Aside from hearing and reading and believing that public schools are underfunded, I have one (or probably two) example(s) of a school which was underfunded, and another example of a school board which valued sports over other school-related things. I'll get to those in a minute.
But first I want to agree with a lot of what you are saying (or implying). I deplore the useless expensive upkeep of unneeded campuses, and the decision to spend money on a stadium instead of other school-related things, and the computerized display sign used mainly to announce birthdays. Encountering all that, what _I_ think is: what is guiding that school board's budget decisions?
In this example you give, I would say that that school which you describe _is_ getting enough money, but is not spending it wisely.
Now to my own examples:
The school board which valued sports more than other parts of schooling:
I come from a school that only had a few dozen students, and when enrollment declined below a certain point, the school had to merge with another town's school -- there was some rule or law that said a high school had to have above a certain number of students. That's just to give a little environmental flavor; your county had 15,000 people, mine had 8,000 and declining; and our town had fewer than 300 people, and declining.
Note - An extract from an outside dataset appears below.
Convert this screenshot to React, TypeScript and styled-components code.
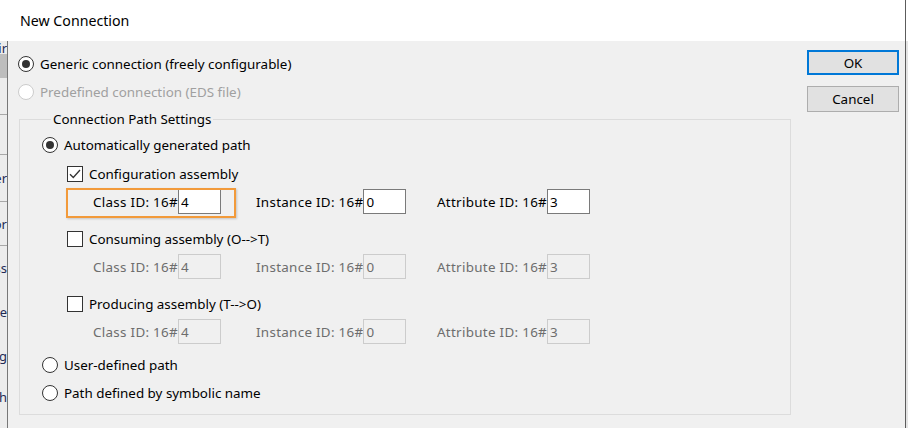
import { createGlobalStyle, css, styled } from "styled-components";

const GlobalStyle = createGlobalStyle`
  html, body {
    margin: 0;
    padding: 0;
    background: #f0f0f0;
  }
  body {
    font-family: "Noto Sans", "Open Sans", sans-serif;
    font-size: 13.4px;
    color: #000;
  }
  * {
    box-sizing: border-box;
  }
`;

const Screen = styled.div`
  display: flex;
  width: 908px;
  height: 428px;
  overflow: hidden;
`;

const Dialog = styled.div`
  width: 906px;
  display: flex;
  flex-direction: column;
  border-right: 1px solid #5c5c5c;
`;

const Edge = styled.div`
  flex: 1;
  background: linear-gradient(#ffffff 0 41px, #e4e4e4 41px);
`;

const TitleBar = styled.div`
  height: 41px;
  flex-shrink: 0;
  background: #ffffff;
  display: flex;
  align-items: center;
  padding: 0 0 1px 20px;
  font-size: 14.2px;
  color: #000;
`;

const Body = styled.div`
  flex: 1;
  display: flex;
  min-height: 0;
`;

const Behind = styled.div`
  width: 8px;
  flex-shrink: 0;
  border-right: 1px solid #777;
  background: #ececec;
  display: flex;
  flex-direction: column;
  overflow: hidden;
`;

const BehindRow = styled.div<{ $h: number; $sep?: boolean; $shade?: boolean }>`
  height: ${({ $h }) => $h}px;
  flex-shrink: 0;
  display: flex;
  justify-content: flex-end;
  align-items: center;
  white-space: nowrap;
  color: #1e2a55;
  font-size: 13px;
  background: ${({ $shade }) => ($shade ? "#bdbdbd" : "transparent")};
  border-bottom: ${({ $sep }) => ($sep ? "1px solid #a8a8a8" : "none")};
`;

const Content = styled.div`
  flex: 1;
  display: flex;
  justify-content: space-between;
  padding: 9px 6px 0 0;
  background: #f0f0f0;
`;

const MainColumn = styled.div`
  width: 783px;
  display: flex;
  flex-direction: column;
`;

const TopOptions = styled.div`
  display: flex;
  flex-direction: column;
  padding-left: 10px;
`;

const OptionRow = styled.label<{ $disabled?: boolean }>`
  height: 28px;
  display: flex;
  align-items: center;
  gap: 6px;
  color: ${({ $disabled }) => ($disabled ? "#a0a0a0" : "#000")};
`;

const RadioCircle = styled.span<{ $checked?: boolean; $disabled?: boolean }>`
  width: 16px;
  height: 16px;
  flex-shrink: 0;
  border-radius: 50%;
  border: 1px solid ${({ $disabled }) => ($disabled ? "#cccccc" : "#333333")};
  background: #ffffff;
  display: flex;
  align-items: center;
  justify-content: center;

  &::after {
    content: "";
    width: 8px;
    height: 8px;
    border-radius: 50%;
    background: #333333;
    display: ${({ $checked }) => ($checked ? "block" : "none")};
  }
`;

const Group = styled.fieldset`
  margin: 5px 0 0 11px;
  width: 772px;
  height: 304px;
  padding: 4px 0 0 22px;
  border: 1px solid #dcdcdc;
  display: flex;
  flex-direction: column;
`;

const GroupTitle = styled.legend`
  margin-left: 9px;
  padding: 0 2px;
  line-height: 16px;
`;

const Assembly = styled.div<{ $first?: boolean }>`
  display: flex;
  flex-direction: column;
  padding-left: 25px;
  margin-top: ${({ $first }) => ($first ? 4 : 14)}px;
`;

const CheckRow = styled.label`
  height: 22px;
  display: flex;
  align-items: center;
  gap: 6px;
`;

const CheckBox = styled.span`
  width: 16px;
  height: 16px;
  flex-shrink: 0;
  border: 1px solid #333333;
  background: #ffffff;
  display: flex;
  align-items: center;
  justify-content: center;
`;

const FieldsRow = styled.div`
  margin-top: 4px;
  padding-left: 26px;
  display: grid;
  grid-template-columns: 163px 181px auto;
  align-items: center;
`;

const Field = styled.div<{ $disabled?: boolean }>`
  position: relative;
  justify-self: start;
  display: inline-flex;
  align-items: center;
  height: 25px;
  color: ${({ $disabled }) => ($disabled ? "#6d6d6d" : "#000")};
`;

const FieldLabel = styled.span`
  letter-spacing: 0.3px;
`;

const IdInput = styled.input<{ $disabled?: boolean }>`
  width: 43px;
  height: 25px;
  margin: 0;
  padding: 0 2px;
  font: inherit;
  outline: none;
  ${({ $disabled }) =>
    $disabled
      ? css`
          border: 1px solid #cccccc;
          background: #f0f0f0;
          color: #6d6d6d;
        `
      : css`
          border: 1px solid #7a7a7a;
          background: #ffffff;
          color: #000;
        `}
`;

const Highlight = styled.span`
  position: absolute;
  left: -27px;
  right: -15px;
  top: -1px;
  bottom: -4px;
  border: 2px solid #f29a3a;
  box-shadow: 1px 1px 2px rgba(0, 0, 0, 0.18);
  pointer-events: none;
`;

const PathOptions = styled.div`
  margin-top: 7px;
  display: flex;
  flex-direction: column;
`;

const ButtonColumn = styled.div`
  width: 92px;
  display: flex;
  flex-direction: column;
  gap: 11px;
`;

const DialogButton = styled.button<{ $default?: boolean }>`
  width: 92px;
  height: ${({ $default }) => ($default ? 25 : 26)}px;
  padding: 0;
  background: #e1e1e1;
  font: inherit;
  color: #000;
  border: ${({ $default }) =>
    $default ? "2px solid #0078d7" : "1px solid #adadad"};
`;

const Radio = ({
  label,
  checked,
  disabled,
}: {
  label: string;
  checked?: boolean;
  disabled?: boolean;
}) => (
  <OptionRow $disabled={disabled}>
    <RadioCircle $checked={checked} $disabled={disabled} />
    {label}
  </OptionRow>
);

const Check = ({ checked }: { checked?: boolean }) => (
  <CheckBox>
    {checked && (
      <svg width="14" height="14" viewBox="0 0 14 14">
        <path
          d="M2 7.2 L5.3 10.5 L12 3"
          fill="none"
          stroke="#333"
          strokeWidth="1.3"
        />
      </svg>
    )}
  </CheckBox>
);

const idFields = [
  { label: "Class ID: 16#", value: "4" },
  { label: "Instance ID: 16#", value: "0" },
  { label: "Attribute ID: 16#", value: "3" },
];

const assemblies = [
  { label: "Configuration assembly", enabled: true },
  { label: "Consuming assembly (O-->T)", enabled: false },
  { label: "Producing assembly (T-->O)", enabled: false },
];

// the window lying behind the dialog, only its right edge shows
const behindRows = [
  { h: 13, t: "Domir" },
  { h: 24, t: "", shade: true },
  { h: 37, t: "", sep: true },
  { h: 40, t: "", sep: true },
  { h: 47, t: "Adapter", sep: true },
  { h: 44, t: "Monitor", sep: true },
  { h: 44, t: "Access" },
  { h: 44, t: "License" },
  { h: 43, t: "Catalog" },
  { h: 40, t: "Path" },
];

export default function App() {
  return (
    <>
      <GlobalStyle />
      <Screen>
        <Dialog>
          <TitleBar>New Connection</TitleBar>
          <Body>
            <Behind>
              {behindRows.map((r, i) => (
                <BehindRow key={i} $h={r.h} $sep={r.sep} $shade={r.shade}>
                  {r.t}
                </BehindRow>
              ))}
            </Behind>
            <Content>
              <MainColumn>
                <TopOptions>
                  <Radio label="Generic connection (freely configurable)" checked />
                  <Radio label="Predefined connection (EDS file)" disabled />
                </TopOptions>
                <Group>
                  <GroupTitle>Connection Path Settings</GroupTitle>
                  <Radio label="Automatically generated path" checked />
                  {assemblies.map((a, ai) => (
                    <Assembly key={a.label} $first={ai === 0}>
                      <CheckRow>
                        <Check checked={a.enabled} />
                        {a.label}
                      </CheckRow>
                      <FieldsRow>
                        {idFields.map((f, fi) => (
                          <Field key={f.label} $disabled={!a.enabled}>
                            <FieldLabel>{f.label}</FieldLabel>
                            <IdInput
                              defaultValue={f.value}
                              disabled={!a.enabled}
                              $disabled={!a.enabled}
                            />
                            {a.enabled && fi === 0 && <Highlight />}
                          </Field>
                        ))}
                      </FieldsRow>
                    </Assembly>
                  ))}
                  <PathOptions>
                    <Radio label="User-defined path" />
                    <Radio label="Path defined by symbolic name" />
                  </PathOptions>
                </Group>
              </MainColumn>
              <ButtonColumn>
                <DialogButton $default>OK</DialogButton>
                <DialogButton>Cancel</DialogButton>
              </ButtonColumn>
            </Content>
          </Body>
        </Dialog>
        <Edge />
      </Screen>
    </>
  );
}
So, what did our school support, or to put it another way, what did our _school_board_ support? In a word, football. Or in three words, football and basketball. One of the town's most highly educated people ran for school board multiple times but couldn't get elected. That person would have voted on the school board to support a better academic program. But the community didn't value academics as much as it valued football. We also had an excellent gymnasium, and a great girls' basketball team.
(Perhaps incidentally to whatever the school board was doing, the superintendent sidestepped the foreign language teacher's offer to teach me 3rd-year foreign language, by diverting the discussion to ask me what I had against chemistry (I hadn't said anything about chemistry).)
I offer that as an example of a school board which did not sufficiently support a good academic education but instead used its funds to support sports. It happens to be the only school I knew until I went away to college. And it seems to match up pretty well to the situation in the school you describe: perhaps there, too, the school board did not sufficiently support a good academic education but instead used its funds to support less worthy things.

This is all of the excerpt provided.